Marius Liebenberg, a senior vice-president at TopTV disagreed, saying, “The service proposed by PSat.TV would amount to a subscription broadcasting service and to conduct such without a license would be in contravention of section 7 of the Electronic Communications Act 36 of 2005, as amended.
“PSat.TV,” he added, “is misusing and misrepresenting the TopTV brand in the market place.”
An ICASA spokesperson concurred that Solomon needs to get additional approval before its decoders can be distributed to the public.
"It is not clear where these decoders are coming from. ICASA must approve the import of the equipment first before it can be distributed,” said Paseka Maleka. "In addition, ICASA has not received an application for a license for the distribution of pornography from PSat. Because viewers must subscribe to the channel, it is subject to ICASA's approval."
But TopTV may have another reason for objecting to TopTV. According to iol.ca.za, the network has itself applied to ICASA for permission to launch three Playboy channels to its lineup, for which subscribers would be charged an extra fee and also have to undergo age verification before being allowed to access the content.
The TopTv application has already been publicly opposed by the country’s media classification board, the Film and Production Board, whose spokesperson, Mlimandlela Ndamase, said, “We definitely will oppose the application in a manner similar to the way we did with MultiChoice when they wanted to launch a 24-hour pornography channel.”
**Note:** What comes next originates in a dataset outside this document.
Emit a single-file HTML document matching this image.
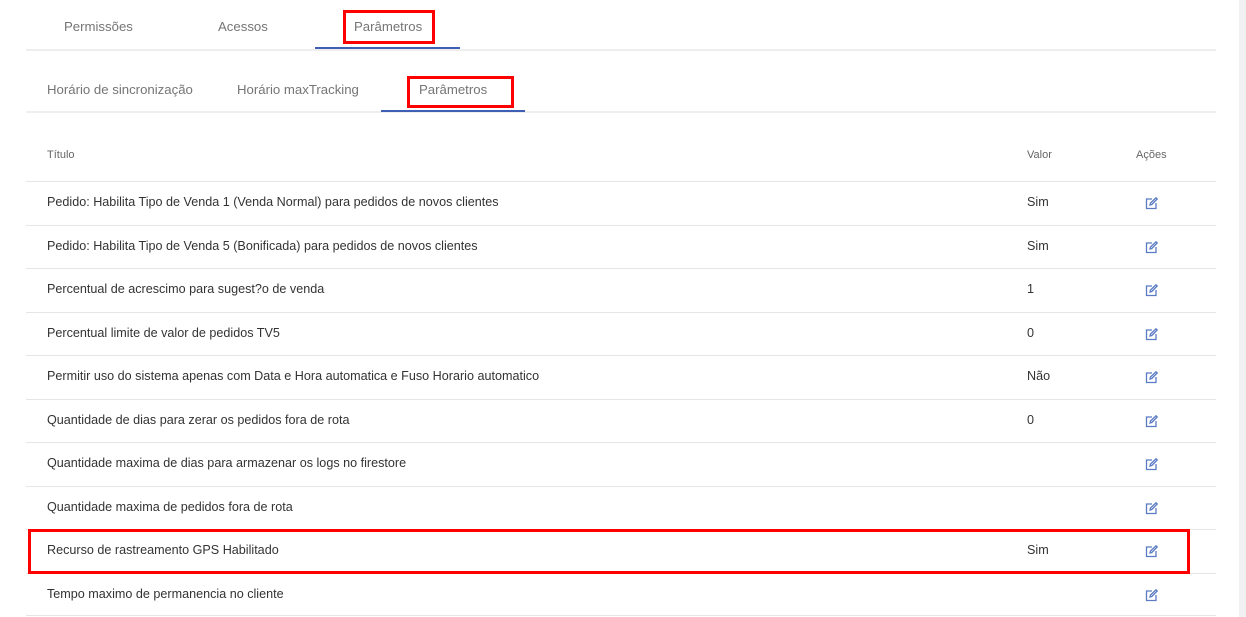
<!DOCTYPE html>
<html><head><style>
body{margin:0;width:1246px;height:617px;background:#fff;font-family:"Liberation Sans",sans-serif;position:relative;overflow:hidden}
.a{position:absolute;white-space:nowrap}
.t{color:#757575;font-size:13.2px}
.r{position:absolute;left:26px;width:1190px;height:1px;background:#e6e6e6}
.c{color:#333;font-size:12.6px}
.box{position:absolute;border:3px solid #f00;box-sizing:border-box}
</style></head><body>
<div class="a" style="right:0;top:0;width:7px;height:617px;background:#f1f1f4"></div>
<div class="a t" style="left:64px;top:19px">Permissões</div>
<div class="a t" style="left:218px;top:19px">Acessos</div>
<div class="a t" style="left:354px;top:19px">Parâmetros</div>
<div class="r" style="top:49px;height:2px;background:#eee"></div>
<div class="a" style="left:315px;top:47px;width:145px;height:2px;background:#3f5fb5"></div>
<div class="box" style="left:343px;top:10px;width:92px;height:34px"></div>
<div class="a t" style="left:47px;top:82px">Horário de sincronização</div>
<div class="a t" style="left:237px;top:82px">Horário maxTracking</div>
<div class="a t" style="left:419px;top:82px">Parâmetros</div>
<div class="r" style="top:111px;height:2px;background:#eee"></div>
<div class="a" style="left:381px;top:110px;width:144px;height:2px;background:#3f5fb5"></div>
<div class="box" style="left:407px;top:76px;width:107px;height:32px"></div>
<div class="a" style="left:47px;top:149px;font-size:11px;color:#666">Título</div>
<div class="a" style="left:1027px;top:149px;font-size:11px;color:#666">Valor</div>
<div class="a" style="left:1136px;top:149px;font-size:11px;color:#666">Ações</div>
<div id="rows"></div>
<div class="box" style="left:28px;top:529px;width:1162px;height:45px"></div>
<script>
var d=[["Pedido: Habilita Tipo de Venda 1 (Venda Normal) para pedidos de novos clientes","Sim"],["Pedido: Habilita Tipo de Venda 5 (Bonificada) para pedidos de novos clientes","Sim"],["Percentual de acrescimo para sugest?o de venda","1"],["Percentual limite de valor de pedidos TV5","0"],["Permitir uso do sistema apenas com Data e Hora automatica e Fuso Horario automatico","Não"],["Quantidade de dias para zerar os pedidos fora de rota","0"],["Quantidade maxima de dias para armazenar os logs no firestore",""],["Quantidade maxima de pedidos fora de rota",""],["Recurso de rastreamento GPS Habilitado","Sim"],["Tempo maximo de permanencia no cliente",""]];
var h='';
for(var i=0;i<d.length;i++){var y=181+i*43.5;
h+='<div class="r" style="top:'+y+'px"></div>';
h+='<div class="a c" style="left:47px;top:'+(y+14)+'px">'+d[i][0]+'</div>';
h+='<div class="a c" style="left:1027px;top:'+(y+14)+'px">'+d[i][1]+'</div>';
h+='<svg class="a" style="left:1145px;top:'+(y+16)+'px" width="13" height="13" viewBox="0 0 13 13" fill="none" stroke="#5b7bc4" stroke-width="1.3"><path d="M7 2H1.5v9.5H11V6"/><path d="M5 8l.5-2L11 .8l1.2 1.2L6.8 7.5z"/></svg>';}
h+='<div class="r" style="top:615px"></div>';
document.getElementById('rows').innerHTML=h;
</script>
</body></html>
TopTv responded with a prepared statement that read, in part, “While TopTV is not seeking to distance itself from its positioning as a family-oriented service provider, we view the additional channels within that context as well. We need to be alive to the desires of our client base… stagnating (sic) to past statements will not serve changed needs from our clients or assist growth.”
Needless to say, if the Film and Production Board so virulently opposes the launch of Playboy channels, which tend to contain tamer fare than other more hardcore distributors of adult content, the same, or worse, is probably in store for PSat.